The Bank of England’s Monetary Policy Committee (MPC), which sets monetary policy to meet the 2% inflation target, announced on 2 February its decision to raise UK interest rates by 50 basis points to 4%.
This is the second successive month that the MPC has increased rates by 50 basis points. UK interest rates are also now at their highest since October 2008. The MPC voted by a majority of 7-2 to increase interest rates to 4%, with two members (Swati Dhingra and Silvana Tenreyro) voting against the proposition, preferring to maintain Bank Rate at 3.5%. The next announcement on interest rates is on 23 March 2023.

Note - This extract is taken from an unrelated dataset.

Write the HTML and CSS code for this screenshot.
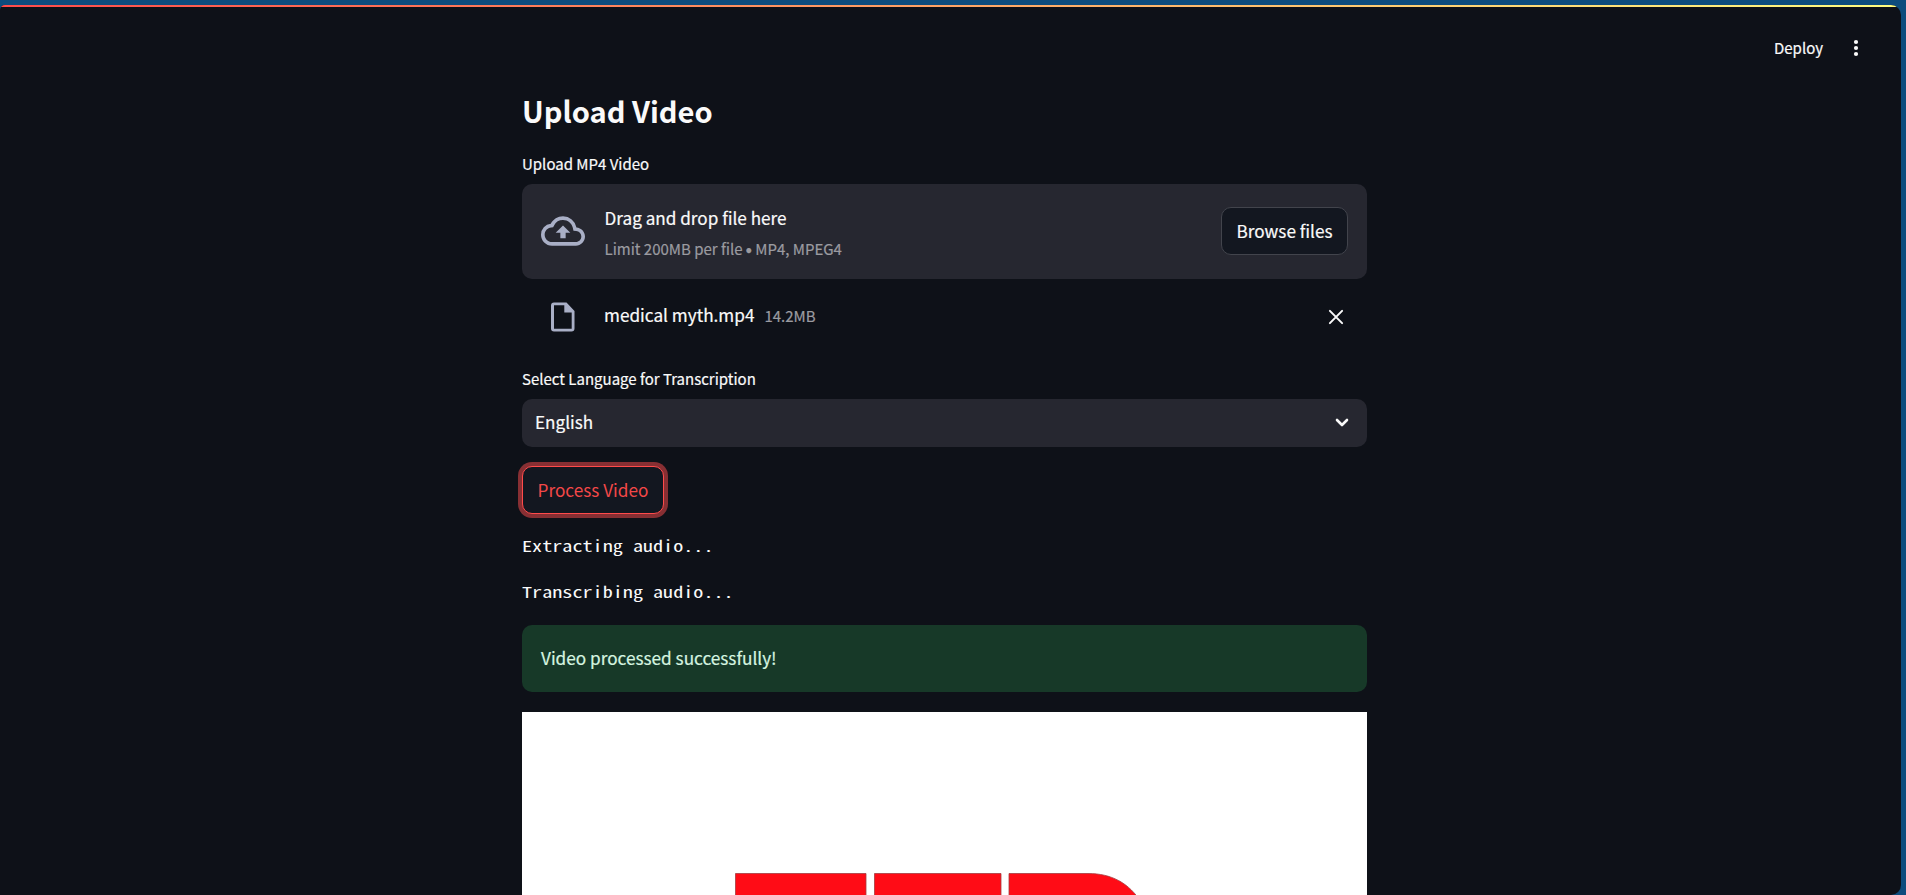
FILE: index.html
```html
<!DOCTYPE html>
<html lang="en">
<head>
<meta charset="utf-8">
<title>Upload Video</title>
<link rel="stylesheet" href="styles.css">
</head>
<body>
<div class="app">
  <div class="rainbow"></div>
  <header class="toolbar">
    <span class="deploy">Deploy</span>
    <svg class="dots" width="6" height="18" viewBox="0 0 6 18"><circle cx="3" cy="3" r="2.1"/><circle cx="3" cy="9" r="2.1"/><circle cx="3" cy="15" r="2.1"/></svg>
  </header>
  <main class="content">
    <h2 class="title"><span>Upload Video</span></h2>
    <label class="label label-upload"><span>Upload MP4 Video</span></label>
    <section class="dropzone">
      <svg class="cloud" width="44" height="44" viewBox="0 0 24 24"><path d="M19.35 10.04A7.49 7.49 0 0 0 12 4C9.11 4 6.6 5.64 5.35 8.04A5.994 5.994 0 0 0 0 14c0 3.31 2.69 6 6 6h13c2.76 0 5-2.24 5-5 0-2.64-2.05-4.78-4.65-4.96zM19 18H6c-2.21 0-4-1.79-4-4 0-2.05 1.53-3.76 3.56-3.97l1.07-.11.5-.95A5.469 5.469 0 0 1 12 6c2.62 0 4.88 1.86 5.39 4.43l.3 1.5 1.53.11A2.98 2.98 0 0 1 22 15c0 1.65-1.35 3-3 3zM8 13h2.55v3h2.9v-3H16l-4-4z"/></svg>
      <div class="drop-text"><span class="drop-main">Drag and drop file here</span><span class="drop-sub">Limit 200MB per file <span class="bullet">•</span> MP4, MPEG4</span></div>
      <button class="btn browse"><span>Browse files</span></button>
    </section>
    <div class="file">
      <svg class="doc" width="24" height="30" viewBox="0 0 24 30"><path fill-rule="evenodd" d="M3 .5h12.500L23.500 9v17.500a3 3 0 0 1-3 3H3a3 3 0 0 1-3-3v-23a3 3 0 0 1 3-3zM3 3.300v23.400h17.700V10.500h-7.400V3.300z"/></svg>
      <span class="file-name">medical myth.mp4</span><span class="file-size">14.2MB</span>
      <svg class="close" width="16" height="16" viewBox="0 0 16 16"><path d="M1.900 1.900l12.200 12.200M14.100 1.900L1.900 14.100"/></svg>
    </div>
    <label class="label label-lang"><span>Select Language for Transcription</span></label>
    <div class="select"><span>English</span><svg width="14" height="9" viewBox="0 0 14 9"><path d="M2 2l5 5 5-5"/></svg></div>
    <button class="btn process"><span>Process Video</span></button>
    <div class="mono"><span>Extracting audio...</span></div>
    <div class="mono"><span>Transcribing audio...</span></div>
    <div class="success"><span>Video processed successfully!</span></div>
    <div class="video">
      <svg width="845" height="183" viewBox="0 0 845 183"><g fill="#ff0c16" stroke="#a33c40" stroke-width=".8"><path d="M213.500 161.500h130.500v30h-130.500zM352.500 161.500h126.500v30h-126.500zM487 161.500h79c23 0 41 9 54 30H487z"/></g></svg>
    </div>
  </main>
</div>
</body>
</html>
```
FILE: styles.css
```css
* { box-sizing: border-box; }
html, body { margin: 0; height: 895px; overflow: hidden; background: #0d4c7d; }
body { padding: 5px 5px 0 0; font-family: "Noto Sans CJK SC", sans-serif; color: #fafafa; -webkit-text-stroke: .2px currentColor; }
.app { height: 890px; background: #0e1118; border-radius: 5px 10px 10px 0; overflow: hidden; }
.rainbow { height: 2px; background: linear-gradient(90deg, #ff4b4b, #fffd80); }
.toolbar { height: 81px; display: flex; justify-content: flex-end; align-items: center; gap: 30px; padding-right: 42px; }
.deploy { font-size: 15px; }
.dots { fill: #fafafa; }
.content { width: 845px; margin-left: 522px; display: flex; flex-direction: column; }
.title { margin: 0; height: 52px; padding-bottom: 6px; display: flex; align-items: center; font-size: 29.1px; font-weight: 700; line-height: 1; white-space: nowrap; -webkit-text-stroke: 0; }
.label { height: 44px; padding-top: 2px; display: flex; align-items: center; font-size: 15px; line-height: 1; }
.dropzone { height: 95px; padding: 0 19px 2px 19px; display: flex; align-items: center; background: #262730; border-radius: 10px; }
.cloud, .doc { fill: #a9afc6; }
.drop-text { display: flex; flex-direction: column; gap: 15px; margin-left: 19.5px; padding-top: 5px; flex: 1; line-height: 1; }
.drop-main { font-size: 17.15px; }
.drop-sub { font-size: 15px; color: #9b9ba0; }
.bullet { font-family: Lato, sans-serif; font-size: 13px; margin: 0 -.8px; }
.btn { height: 48px; padding: 0; display: flex; align-items: center; justify-content: center; background: #131720; border: 1px solid #42444c; border-radius: 10px; color: #fafafa; font-family: inherit; font-size: 17.2px; line-height: 1; }
.browse { width: 127px; }
.file { height: 76px; padding: 0 23px 0 29.4px; display: flex; align-items: center; line-height: 1; }
.file-name { font-size: 17.2px; margin-left: 28.6px; padding-bottom: 4px; }
.file-size { font-size: 15px; margin-left: 10px; padding-bottom: 4px; color: #9b9ba0; }
.close { margin-left: auto; stroke: #fafafa; stroke-width: 2; fill: none; stroke-linecap: round; }
.label-lang { padding-top: 2px; }
.select { height: 48px; padding: 0 18px 0 13px; display: flex; align-items: center; justify-content: space-between; background: #262730; border-radius: 10px; font-size: 17.1px; line-height: 1; }
.select span { padding-bottom: 2px; }
.select svg { stroke: #fafafa; stroke-width: 2.6; fill: none; stroke-linecap: round; stroke-linejoin: round; margin-bottom: 2px; }
.process { width: 142px; margin: 19px 0 9px; color: #f44848; border-color: #ff4b4b; box-shadow: 0 0 0 4px #872f33; -webkit-text-stroke: 0; }
.mono { height: 46px; padding-bottom: 2px; display: flex; align-items: center; font-family: "Noto Sans Mono CJK SC", "Liberation Mono", monospace; font-size: 15px; line-height: 1; -webkit-text-stroke: 0; }
.mono span { transform: scaleX(1.344); transform-origin: left; }
.success { height: 67px; margin: 10px 0 20px; padding: 0 0 2px 19px; display: flex; align-items: center; background: #173928; border-radius: 10px; color: #d6f5e0; font-size: 17.2px; line-height: 1; }
.video { height: 183px; background: #fff; }
.video svg { display: block; }
```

“Another substantial hike in interest rates will come as a painful blow to people and companies already struggling under myriad soaring cost pressures, with borrowers particularly affected,” says Suren Thiru, Economies Director for ICAEW. “The aggressive rate rises over the past year will increasingly drag on our economic prospects in 2023 as they filter into the broader economy, stifling activity and weakening confidence.
“With inflation projected to ease sharply, today’s 50bps rise should be the last of this magnitude. If we do slide into recession, then policymakers may be forced to reverse policy sooner than many expect.”
The Bank of England also released its quarterly Monetary Policy Report, which provides an update on the bank’s outlook for the UK economy. In its latest projections, the central bank still expects the UK to enter recession this year, but it will be shorter and more shallow than previously thought. The downturn is now expected to last just over a year rather than almost two as energy bills fall and inflation eases. The Bank predicts inflation will fall back to 8% in June before dropping further to about 3% at the start of next year. However, it also warned that the rate of wage rises risked a slower fall in inflation.